2ème scénario : « la machine à changer »

Par la suite, sa demande plus proprement dite de changement d’orientation comme un pont vers le futur a été mis en œuvre au moyen de l’outil : « la machine à changer ». Cette technique lui permettait de se projeter vers une nouvelle orientation tout en imaginant les effets que ce changement pouvait produire sur elle et sur les autres…  contribuant ainsi à l’aider à projeter mentalement l’apprentissage d’un nouveau comportement (ici le thérapeute guide pour passer du présent au futur). 

Je me suis rendue compte le lendemain que je n’avais pas proposé de Suggestion Post Hypnotique. La SPE est un petit pas que l’individu garde à sa portée pour se sécuriser et se sentir soutenu dans son évolution.

Ainsi cette situation m’a permis de réaliser que ma pratique professionnelle pouvait s’exercer autrement à savoir utiliser l’ESE lors de moment où  l’individu se sent bloqué pour passer d’un présent figé vers un futur possible.

Agir autrement professionnellement… mais comment ? 

Dans ma pratique professionnelle, je rencontre souvent des personnes qui souhaitent changer d’orientation professionnelle.
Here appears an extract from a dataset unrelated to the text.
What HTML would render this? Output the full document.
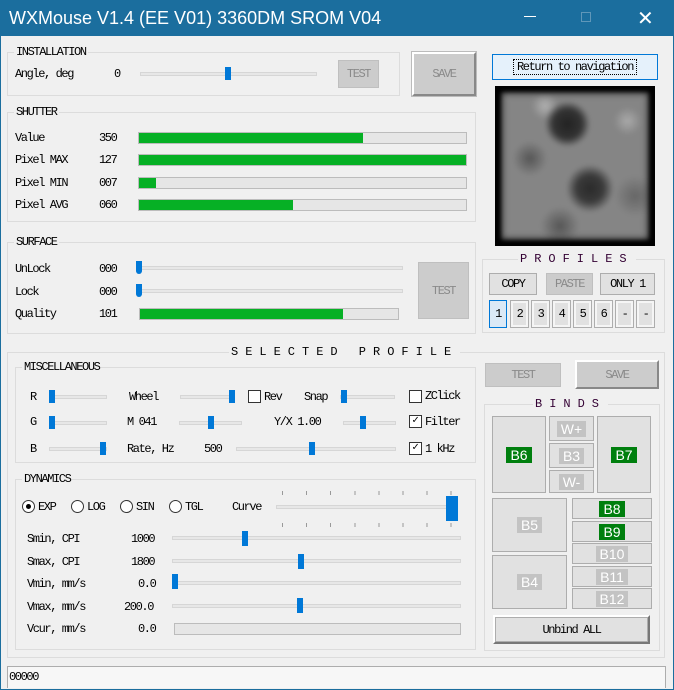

Leur premier élan est une demande d’aide face à la difficulté qu’ils rencontrent. Ils disent fréquemment se poser de nombreuses questions dont ils ne trouvent pas la réponse. Ils sont souvent comme figés, immobilisés par une forme d’incapacité à agir. Ils disent se sentir perdus et demandent un soutien : « dites-moi le métier qui pourrait me convenir », « je n’ai plus de repère », « je ne sais pas quoi faire ». Les individus attendent du professionnel la solution du métier idéal (les critères retenus sont majoritairement : un métier intéressant, pérenne et bien payé).

L’individu en perte de repère et face à l’incertitude du moment, préfère remettre son destin entre les mains du professionnel qui semblerait pouvoir être à même de résoudre sa difficulté. Toutefois, cette demande dépersonnalise l’individu et ne peut être validée par un thérapeute de l’ESE. En outre, le travail d’orientation demande un engagement dans une démarche active et personnelle. 
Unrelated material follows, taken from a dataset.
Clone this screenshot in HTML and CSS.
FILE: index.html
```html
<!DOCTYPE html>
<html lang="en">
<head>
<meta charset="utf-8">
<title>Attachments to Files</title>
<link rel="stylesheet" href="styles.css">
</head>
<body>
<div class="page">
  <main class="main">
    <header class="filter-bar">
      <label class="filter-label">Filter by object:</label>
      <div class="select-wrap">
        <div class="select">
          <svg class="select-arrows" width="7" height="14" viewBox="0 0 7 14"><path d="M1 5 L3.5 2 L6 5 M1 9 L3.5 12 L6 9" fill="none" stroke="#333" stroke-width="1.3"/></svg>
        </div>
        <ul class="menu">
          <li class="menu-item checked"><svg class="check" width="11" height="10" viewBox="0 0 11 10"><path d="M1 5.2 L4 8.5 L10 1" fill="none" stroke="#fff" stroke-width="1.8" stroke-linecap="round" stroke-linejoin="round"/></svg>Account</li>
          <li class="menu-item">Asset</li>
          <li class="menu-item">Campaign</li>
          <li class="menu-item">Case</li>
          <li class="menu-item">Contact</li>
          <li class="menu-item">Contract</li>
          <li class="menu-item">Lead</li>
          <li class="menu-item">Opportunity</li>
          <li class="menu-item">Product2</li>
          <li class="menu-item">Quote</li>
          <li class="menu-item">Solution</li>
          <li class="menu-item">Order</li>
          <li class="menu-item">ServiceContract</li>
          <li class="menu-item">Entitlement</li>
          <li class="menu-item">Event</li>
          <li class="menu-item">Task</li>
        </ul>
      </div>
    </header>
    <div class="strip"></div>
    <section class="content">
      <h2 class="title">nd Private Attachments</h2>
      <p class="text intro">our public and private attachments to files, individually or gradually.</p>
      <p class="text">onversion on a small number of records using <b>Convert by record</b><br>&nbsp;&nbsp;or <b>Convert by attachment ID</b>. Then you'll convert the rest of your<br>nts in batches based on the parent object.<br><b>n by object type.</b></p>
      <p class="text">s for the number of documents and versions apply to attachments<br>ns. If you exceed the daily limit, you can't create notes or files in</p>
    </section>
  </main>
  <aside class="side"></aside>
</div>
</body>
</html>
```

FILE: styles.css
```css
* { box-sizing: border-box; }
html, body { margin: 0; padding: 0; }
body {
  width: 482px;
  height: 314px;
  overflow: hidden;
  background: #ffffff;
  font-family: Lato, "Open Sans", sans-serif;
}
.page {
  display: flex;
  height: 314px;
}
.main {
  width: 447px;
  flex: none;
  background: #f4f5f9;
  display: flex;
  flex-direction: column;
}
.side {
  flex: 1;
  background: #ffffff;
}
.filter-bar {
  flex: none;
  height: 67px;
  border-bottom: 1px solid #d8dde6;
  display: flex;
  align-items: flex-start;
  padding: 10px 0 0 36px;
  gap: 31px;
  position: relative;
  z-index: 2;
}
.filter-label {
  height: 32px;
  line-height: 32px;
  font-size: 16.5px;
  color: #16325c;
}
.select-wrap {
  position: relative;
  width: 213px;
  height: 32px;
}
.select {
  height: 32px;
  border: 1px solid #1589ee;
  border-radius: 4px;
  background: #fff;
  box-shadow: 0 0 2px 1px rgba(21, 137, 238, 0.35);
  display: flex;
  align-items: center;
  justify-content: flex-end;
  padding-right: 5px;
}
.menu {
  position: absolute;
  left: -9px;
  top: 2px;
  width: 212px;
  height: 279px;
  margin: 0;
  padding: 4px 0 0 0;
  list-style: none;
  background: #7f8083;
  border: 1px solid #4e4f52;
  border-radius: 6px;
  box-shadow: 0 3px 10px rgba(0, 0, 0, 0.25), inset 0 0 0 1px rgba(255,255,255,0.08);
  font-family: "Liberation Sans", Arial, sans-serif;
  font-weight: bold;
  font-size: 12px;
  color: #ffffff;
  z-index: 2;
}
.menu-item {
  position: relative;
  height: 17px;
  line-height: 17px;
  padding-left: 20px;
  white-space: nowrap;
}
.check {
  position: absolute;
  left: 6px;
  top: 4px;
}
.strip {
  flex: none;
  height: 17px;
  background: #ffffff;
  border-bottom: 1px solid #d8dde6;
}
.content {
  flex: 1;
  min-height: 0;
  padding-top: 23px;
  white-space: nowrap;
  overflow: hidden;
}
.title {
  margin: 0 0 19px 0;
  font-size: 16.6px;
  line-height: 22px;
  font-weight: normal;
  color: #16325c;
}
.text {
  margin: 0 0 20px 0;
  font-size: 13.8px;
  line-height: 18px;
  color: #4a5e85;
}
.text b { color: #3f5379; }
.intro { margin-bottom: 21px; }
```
En relation avec le professionnel accompagnant, l’individu travaillera sur ses intérêt au travail, ses valeurs au travail, ses conditions de travail souhaitées et non souhaitées, ses motivations extrinsèques et  intrinsèques au travail…). 

Le professionnel prendra aussi soin :  

  • de travailler les freins ;
  • de proposer des axes de réflexion et d’action ;
  • d’être à l’écoute de la souffrance de l’individu.
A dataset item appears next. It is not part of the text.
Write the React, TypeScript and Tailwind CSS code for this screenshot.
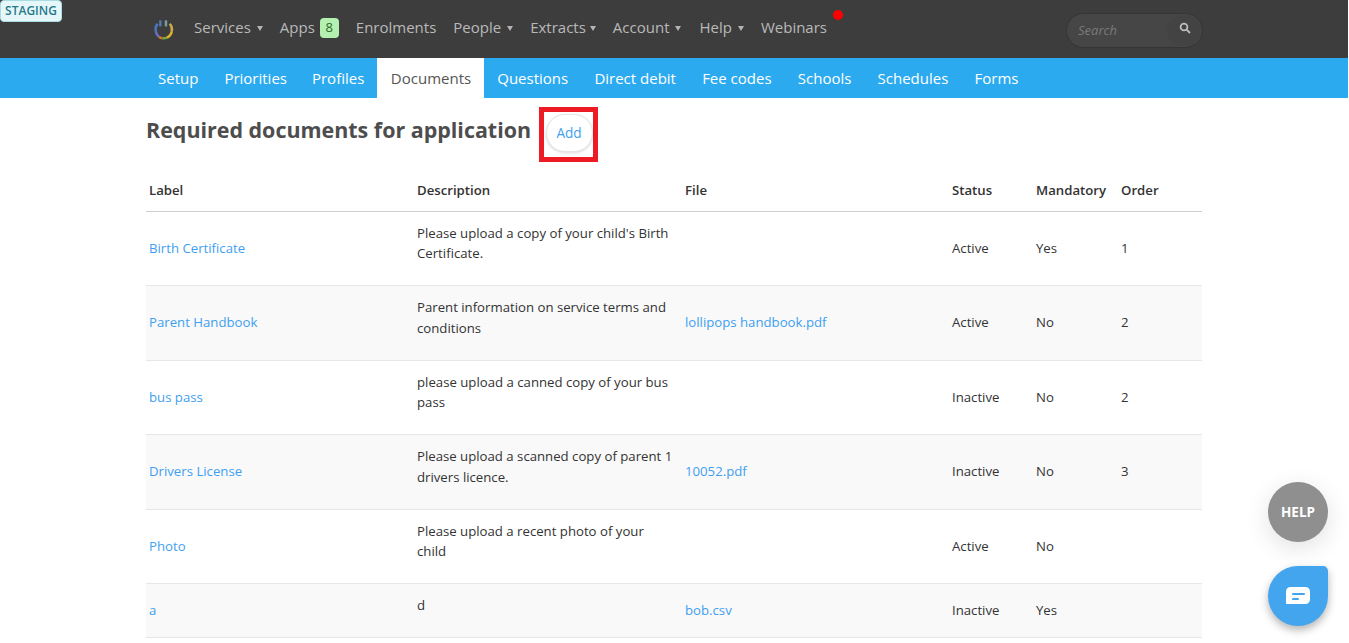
import React from "react";

function Caret({ className = "ml-[6px]" }: { className?: string }) {
  return <span className={`${className} inline-block h-0 w-0 translate-y-[1px] border-x-[3.5px] border-t-[5px] border-x-transparent border-t-[#b4b4b4]`} />;
}

function Logo() {
  return (
    <svg width="21" height="21" viewBox="0 0 24 24" fill="none" strokeWidth="2.8" className="ml-[-1px]">
      <path d="M5.2 5.5 A10 10 0 0 0 3.2 14" stroke="#4a78c8" />
      <path d="M3.2 14 A10 10 0 0 0 7 20.6" stroke="#6a6fc0" />
      <path d="M7 20.6 A10 10 0 0 0 11 22" stroke="#d8742c" />
      <path d="M11 22 A10 10 0 0 0 16 21.3" stroke="#6fae3c" />
      <path d="M16 21.3 A10 10 0 0 0 21.5 14" stroke="#e0b52a" />
      <path d="M21.5 14 A10 10 0 0 0 19.2 5.5" stroke="#c9a94a" />
      <path d="M8.4 1.5 V8.5" stroke="#5577aa" strokeWidth="2.8" />
      <path d="M14.8 1.5 V8.5" stroke="#7f9aa0" strokeWidth="2.8" />
    </svg>
  );
}

const rows = [
  { l: "Birth Certificate", d: "Please upload a copy of your child's Birth Certificate.", f: "", s: "Active", m: "Yes", o: "1" },
  { l: "Parent Handbook", d: "Parent information on service terms and conditions", f: "lollipops handbook.pdf", s: "Active", m: "No", o: "2" },
  { l: "bus pass", d: "please upload a canned copy of your bus pass", f: "", s: "Inactive", m: "No", o: "2" },
  { l: "Drivers License", d: "Please upload a scanned copy of parent 1 drivers licence.", f: "10052.pdf", s: "Inactive", m: "No", o: "3" },
  { l: "Photo", d: "Please upload a recent photo of your child", f: "", s: "Active", m: "No", o: "" },
  { l: "a", d: "d", f: "bob.csv", s: "Inactive", m: "Yes", o: "" },
];

export default function App() {
  return (
    <div className="relative h-[643px] w-[1349px] overflow-hidden bg-white font-['Open_Sans','Noto_Sans',sans-serif] text-[13.2px] leading-[20.8px] text-[#333]">
      <div className="absolute left-0 top-0 h-[22px] w-[62px] rounded-[4px] border border-[#a9dde3] bg-[#e6f7f9] text-center text-[12px] font-semibold leading-[20px] text-[#27798c]">
        STAGING
      </div>

      <header className="flex h-[58px] w-[1348px] items-center bg-[#3d3d3d] pb-[3px] pl-[152px] text-[15px] text-[#b9b9b9]">
        <div className="mt-[3px] flex h-[24px] w-[24px] items-center justify-center"><Logo /></div>
        <span className="ml-[18px]">Services</span><Caret />
        <span className="ml-[17px]">Apps</span>
        <span className="ml-[5px] flex h-[20px] w-[19px] items-center justify-center rounded-[4px] bg-[#b4f0b0] text-[13px] text-[#2c6a2c]">8</span>
        <span className="ml-[17px]">Enrolments</span>
        <span className="ml-[17px]">People</span><Caret />
        <span className="ml-[17px]">Extracts</span><Caret className="ml-[4px]" />
        <span className="ml-[17px]">Account</span><Caret />
        <span className="ml-[18px]">Help</span><Caret />
        <span className="ml-[17px]">Webinars</span>
        <span className="mb-[26px] ml-[6px] h-[10px] w-[10px] rounded-full bg-[#ff0000]" />
        <div className="ml-auto mr-[145px] mt-[5px] flex h-[35px] w-[137px] items-center justify-between rounded-full border border-[#353535] bg-[#464646] pl-[11px] pr-[1px]">
          <span className="pt-[1px] text-[13px] italic text-[#7a7a7a]">Search</span>
          <span className="flex h-[31px] w-[34px] items-center justify-center rounded-full bg-[#434343]">
            <svg width="12" height="12" viewBox="0 0 12 12" fill="none" stroke="#bdbdbd" strokeWidth="1.8" className="mb-[4px] ml-[1px]">
              <circle cx="5" cy="5" r="3.4" />
              <path d="M7.6 7.6 L11 11" />
            </svg>
          </span>
        </div>
      </header>

      <nav className="flex h-[40px] w-[1348px] items-center bg-[#2caaf0] pl-[145px] text-[15px] text-white">
        <span className="px-[13px]">Setup</span>
        <span className="px-[13px]">Priorities</span>
        <span className="pl-[12px] pr-[13px]">Profiles</span>
        <span className="flex h-full items-center bg-white pl-[13.5px] pr-[13px] text-[#555]">Documents</span>
        {["Questions", "Direct debit", "Fee codes", "Schools", "Schedules", "Forms"].map((t) => (
          <span key={t} className="px-[13.1px]">{t}</span>
        ))}
      </nav>

      <main className="ml-[146px] w-[1056px]">
        <div className="flex h-[64px] items-start pt-[9px]">
          <h1 className="mt-[6px] text-[21.45px] font-bold leading-[33px] text-[#4d4d4d]">Required documents for application</h1>
          <div className="ml-[7.5px] h-[55px] w-[59px] border-[5px] border-[#ed1c24] pl-[2px] pt-[2px]">
            <button className="block h-[38px] w-[47px] rounded-[19px] border border-[#e6e6e6] bg-white text-center text-[13.6px] text-[#3f9ff0] shadow-[0_1px_3px_rgba(0,0,0,0.15)]">
              Add
            </button>
          </div>
        </div>

        <table className="w-[1056px] table-fixed border-collapse text-left">
          <colgroup>
            <col className="w-[267px]" />
            <col className="w-[268px]" />
            <col className="w-[267px]" />
            <col className="w-[84px]" />
            <col className="w-[85px]" />
            <col className="w-[85px]" />
          </colgroup>
          <thead>
            <tr className="h-[49.2px] border-b border-[#d0d0d0]">
              {["Label", "Description", "File", "Status", "Mandatory", "Order"].map((h, i) => (
                <th key={h} className={`${i === 0 ? "pl-[3px]" : "pl-[4px]"} pr-[4px] pt-[8px] align-middle font-semibold text-[#333]`}>{h}</th>
              ))}
            </tr>
          </thead>
          <tbody>
            {rows.map((r, i) => (
              <tr key={r.l} className={`border-b border-[#e6e6e6] ${i % 2 === 1 ? "bg-[#f9f9f9]" : "bg-white"}`}>
                <td className="py-[10.95px] pl-[3px] pr-[4px] align-middle text-[#3f9ff0]">{r.l}</td>
                <td className="px-[4px] py-[10.95px] align-middle"><p className="mb-[10px] max-w-[258px]">{r.d}</p></td>
                <td className="px-[4px] py-[10.95px] align-middle text-[#3f9ff0]">{r.f}</td>
                <td className="px-[4px] py-[10.95px] align-middle">{r.s}</td>
                <td className="px-[4px] py-[10.95px] align-middle">{r.m}</td>
                <td className="px-[4px] py-[10.95px] align-middle">{r.o}</td>
              </tr>
            ))}
          </tbody>
        </table>
      </main>

      <div className="absolute left-[1268px] top-[482px] flex h-[60px] w-[60px] items-center justify-center rounded-full bg-[#8f8f8f] text-[13.5px] font-bold text-white shadow-[0_6px_24px_rgba(0,0,0,0.12)]">
        HELP
      </div>
      <div className="absolute left-[1268px] top-[566px] flex h-[60px] w-[60px] items-center justify-center rounded-[30px] rounded-tr-[5px] bg-[#42a5ee] shadow-[0_4px_8px_rgba(0,0,0,0.3)]">
        <svg width="24" height="18" viewBox="0 0 24 18">
          <path d="M5 0 H19 Q24 0 24 5 V12 Q24 17 19 17 H1 Q0 17 0 16 V5 Q0 0 5 0 Z" fill="#fff" />
          <rect x="6" y="6" width="13" height="2" rx="1" fill="#42a5ee" />
          <rect x="6" y="11" width="7" height="2" rx="1" fill="#42a5ee" />
        </svg>
      </div>
    </div>
  );
}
Un travail sur les compétences sera également indispensable pour aider la personne à la reconnaissance de ses acquis professionnels. 

Ces différentes étapes permettront à l’individu de réfléchir, d’agir et de verbaliser ce qu’il veut de ce qu’il ne veut pas ou plus. 

En amont,  si l’individu dans sa démarche est dans l’impossibilité de se projeter, la méthode de l’ESE sera d’un apport majeur pour débloquer la situation qui le fige dans sa mise en mouvement. 

Conclusion

En conclusion, je dirai que l’une des méthodes utilisées n’empêche pas l’autre, mais, il est important de ne pas mélanger les deux modèles. Il sera ainsi nécessaire pour le thérapeute de savoir ; de quoi parler et à quel moment en parler. Une première étape pourrait par exemple être l’Entretien Solutioniste Expérientiel notamment pour débloquer la situation rencontrée par l’individu puis, dans un second temps un travail sur les acquis de la personne, ses intérêts, ses valeurs au travail…pourront être mis en oeuvre. 

Je terminerais par une dernière phrase de citation notée dans l’ouvrage de la formation   : « C’est surtout quand je crois avoir raison sur le fond, que je dois soigner la forme ! ». 

Ainsi donc, j’espère pouvoir œuvrer dans ce sens mais aussi, savoir œuvrer dans une remise en question quand je n’ai pas raison.